__TO BE DONE__: Working from the top of the listing below, retype each line through the line containing "const modules = ['Fatturazione", both included, with no pictures.

__DATASET CONTENT__:
>>>

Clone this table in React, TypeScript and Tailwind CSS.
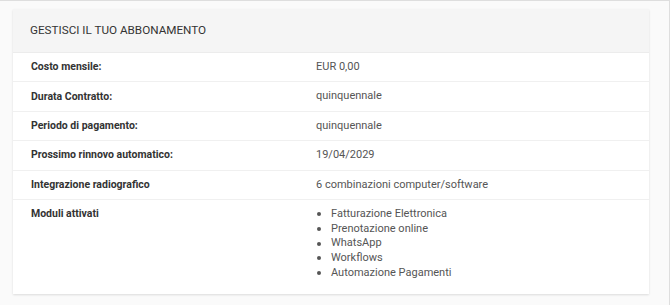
import React from 'react';

const rows: { label: string; value: string }[] = [
  { label: 'Costo mensile:', value: 'EUR 0,00' },
  { label: 'Durata Contratto:', value: 'quinquennale' },
  { label: 'Periodo di pagamento:', value: 'quinquennale' },
  { label: 'Prossimo rinnovo automatico:', value: '19/04/2029' },
  { label: 'Integrazione radiografico', value: '6 combinazioni computer/software' },
];

const modules = ['Fatturazione Elettronica', 'Prenotazione online', 'WhatsApp', 'Workflows', 'Automazione Pagamenti'];

export default function App() {
  return (
    <div
      className="w-[670px] h-[305px] bg-[#fafafa] border-t border-r border-[#dedede] pt-[8px] pl-[13px] pr-[20px] overflow-hidden"
      style={{ fontFamily: 'Roboto, "Liberation Sans", sans-serif' }}
    >
      <section className="bg-white shadow-[0_1px_2px_rgba(0,0,0,0.12)]">
        {/* HEADER */}
        <div className="h-[44px] bg-[#f5f5f5] flex items-center px-[17px] border-b border-[#ececec]">
          <h1 className="text-[11.7px] text-[#333] uppercase">Gestisci il tuo abbonamento</h1>
        </div>

        {/* ROWS */}
        {rows.map((r) => (
          <div key={r.label} className="flex items-center h-[29.4px] border-b border-[#f0f0f0]">
            <div className="w-[303px] pl-[18px] text-[10.5px] font-bold text-[#333]">{r.label}</div>
            <div className="text-[11px] text-[#555]">{r.value}</div>
          </div>
        ))}

        <div className="flex pt-[7px] pb-[14px]">
          <div className="w-[303px] pl-[18px] text-[10.5px] font-bold text-[#333] leading-[14.7px]">Moduli attivati</div>
          <ul className="text-[11px] text-[#555] leading-[14.7px]">
            {modules.map((m) => (
              <li key={m} className="flex items-center">
                <span className="w-[4px] h-[4px] rounded-full bg-[#555] ml-[1px] mr-[10px]" />
                {m}
              </li>
            ))}
          </ul>
        </div>
      </section>
    </div>
  );
}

<<<

__OUTPUT__:
Clone this table in React, TypeScript and Tailwind CSS.
import React from 'react';

const rows: { label: string; value: string }[] = [
  { label: 'Costo mensile:', value: 'EUR 0,00' },
  { label: 'Durata Contratto:', value: 'quinquennale' },
  { label: 'Periodo di pagamento:', value: 'quinquennale' },
  { label: 'Prossimo rinnovo automatico:', value: '19/04/2029' },
  { label: 'Integrazione radiografico', value: '6 combinazioni computer/software' },
];

const modules = ['Fatturazione Elettronica', 'Prenotazione online', 'WhatsApp', 'Workflows', 'Automazione Pagamenti'];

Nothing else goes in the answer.